って、その前に、俺気絶する前になんか嫌な音聞いた気がしたんだけど・・・
首筋をさすってみる・・・なんともない・・・よな?
・・・・・・・・・・・・
聞かない方が良いよね?うんうん♪
「それじゃ早速修行しようかね」
俺に教えるのが楽しみなのか、なんとなくうきうきしてる感じの祖母ちゃん、頭がまだくらくらするけど仕方ない。
「んで、俺は何するんだ?」
出来れば基礎で気絶しないで痛くないのがいいんだけど・・・。
「うむ、雄二には・・・っとその前にお前の扇子見せておくれ」
「ん、ハイ」
影に入れておいた最近やっと重たさに慣れてきた扇子を渡す。
この人なら大丈夫だろうけど一応注意しとくか。
「祖母ちゃんコレ少し「ん、軽いね」・・・そうでしょ」
きっとコレが普通なんだ、俺が知らなかっただけでコレが普通なんだ、コレが普通・・・・・・。

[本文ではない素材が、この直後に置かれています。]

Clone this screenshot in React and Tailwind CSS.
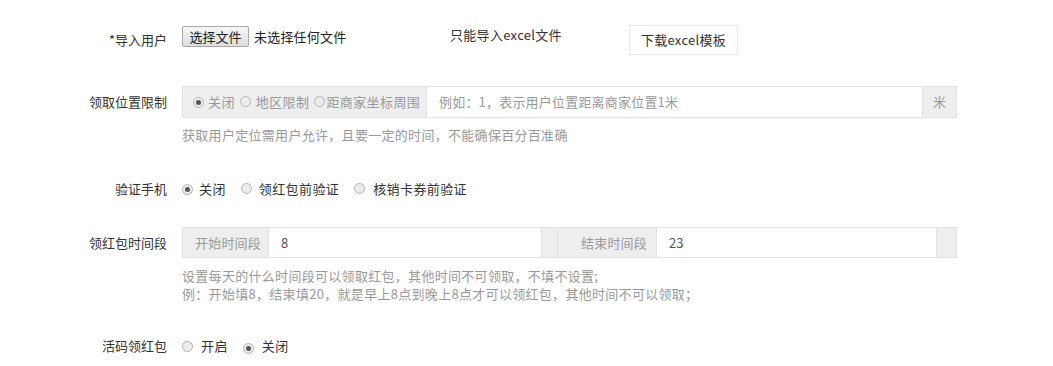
import React from "react";

const font = { fontFamily: '"Noto Sans CJK SC", "Noto Sans", sans-serif' };

function Radio({ checked }) {
  return (
    <span className="inline-flex items-center justify-center w-[11px] h-[11px] rounded-full border border-[#b5b5b5] bg-[#ececec] shrink-0">
      {checked && <span className="w-[5px] h-[5px] rounded-full bg-[#555]" />}
    </span>
  );
}

function Label({ children }) {
  return <div className="w-[167px] shrink-0 text-right text-[13px] text-[#333] leading-[18px]">{children}</div>;
}

export default function App() {
  return (
    <div className="w-[1053px] h-[366px] bg-white overflow-hidden" style={font}>
      <div className="flex flex-col pt-[25px]">
        {/* Row 1 */}
        <div className="flex items-start h-[30px]">
          <div className="flex items-center h-[30px]">
            <Label>*导入用户</Label>
          </div>
          <div className="ml-[15px] w-[268px] flex items-center h-[23px]">
            <button className="h-[21px] w-[67px] border border-[#a9a9a9] rounded-[2px] bg-gradient-to-b from-[#f6f6f6] to-[#dedede] text-[13px] text-[#222] leading-[19px]">选择文件</button>
            <span className="ml-[5px] text-[13px] text-[#222] tracking-[0.2px]">未选择任何文件</span>
          </div>
          <div className="w-[179px] text-[13px] text-[#333] leading-[18px] pt-[1px] tracking-[0.3px]">只能导入excel文件</div>
          <button className="h-[30px] w-[109px] border border-[#e6e6e6] bg-white text-[13px] text-[#333] tracking-[0.3px]">下载excel模板</button>
        </div>

        {/* Row 2 */}
        <div className="flex items-center mt-[31px] h-[32px]">
          <Label>领取位置限制</Label>
          <div className="ml-[15px] flex h-[32px] w-[775px]">
            <div className="w-[245px] shrink-0 bg-[#eeeeee] border border-[#e3e3e3] flex items-center pl-[10px] text-[13px] text-[#999] tracking-[0.4px]">
              <Radio checked />
              <span className="ml-[4px]">关闭</span>
              <span className="ml-[5px]"><Radio /></span>
              <span className="ml-[5px]">地区限制</span>
              <span className="ml-[5px]"><Radio /></span>
              <span className="ml-[1px]">距商家坐标周围</span>
            </div>
            <div className="flex-1 border border-[#e3e3e3] border-l-0 flex items-center pl-[12px] text-[13px] text-[#999] tracking-[0.2px]">例如：1，表示用户位置距离商家位置1米</div>
            <div className="w-[34px] shrink-0 bg-[#eeeeee] border border-[#e3e3e3] border-l-0 flex items-center justify-center text-[13px] text-[#999]">米</div>
          </div>
        </div>
        <div className="ml-[182px] mt-[8px] text-[13px] text-[#999] leading-[18px] tracking-[0.3px]">获取用户定位需用户允许，且要一定的时间，不能确保百分百准确</div>

        {/* Row 3 */}
        <div className="flex items-center mt-[36px] h-[18px]">
          <Label>验证手机</Label>
          <div className="ml-[15px] flex items-center text-[13px] text-[#333] tracking-[0.4px]">
            <Radio checked />
            <span className="ml-[6px]">关闭</span>
            <span className="ml-[15px]"><Radio /></span>
            <span className="ml-[7px]">领红包前验证</span>
            <span className="ml-[15px]"><Radio /></span>
            <span className="ml-[8px]">核销卡券前验证</span>
          </div>
        </div>

        {/* Row 4 */}
        <div className="flex items-center mt-[29px] h-[31px]">
          <Label>领红包时间段</Label>
          <div className="ml-[15px] flex h-[31px] w-[775px] text-[13px]">
            <div className="w-[87px] shrink-0 bg-[#eeeeee] border border-[#e3e3e3] flex items-center pl-[12px] text-[#999] tracking-[0.2px]">开始时间段</div>
            <div className="w-[273px] shrink-0 border border-[#e3e3e3] border-l-0 flex items-center pl-[12px] text-[#555]">8</div>
            <div className="w-[15px] shrink-0 bg-[#eeeeee] border-y border-[#e3e3e3]" />
            <div className="w-[100px] shrink-0 bg-[#eeeeee] border border-[#e3e3e3] flex items-center pl-[23px] text-[#999] tracking-[0.2px]">结束时间段</div>
            <div className="w-[280px] shrink-0 border border-[#e3e3e3] border-l-0 flex items-center pl-[12px] text-[#555]">23</div>
            <div className="flex-1 bg-[#eeeeee] border border-[#e3e3e3] border-l-0" />
          </div>
        </div>
        <div className="ml-[182px] mt-[9px] text-[13px] text-[#999] leading-[18px] tracking-[0.3px]">
          <div>设置每天的什么时间段可以领取红包，其他时间不可领取，不填不设置;</div>
          <div>例：开始填8，结束填20，就是早上8点到晚上8点才可以领红包，其他时间不可以领取；</div>
        </div>

        {/* Row 5 */}
        <div className="flex items-center mt-[34px] h-[18px]">
          <Label>活码领红包</Label>
          <div className="ml-[15px] flex items-center text-[13px] text-[#333] tracking-[0.4px]">
            <Radio />
            <span className="ml-[8px]">开启</span>
            <span className="ml-[15px]"><Radio checked /></span>
            <span className="ml-[8px]">关闭</span>
          </div>
        </div>
      </div>
    </div>
  );
}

「まさか雄二が扇子を使うようになるなんてねー、運命かそれとも・・・まぁいいかね」
自分に自己暗示を掛けていると、祖母ちゃんが少し離れたところで俺の扇子を見ながら呟いた。
「それじゃ」
バンッ!!
祖母ちゃんは扇子の重さを物ともせず一気に扇子を広げる。
「いいかい雄二、良っく見ておきな」
開いた扇子で口元をゆっくり隠し目を閉じる。
「神楽寺家に代々伝わる“舞”・・・をね」
・・・言い訳はしません。ごめんなさい。生きててごめんなさい。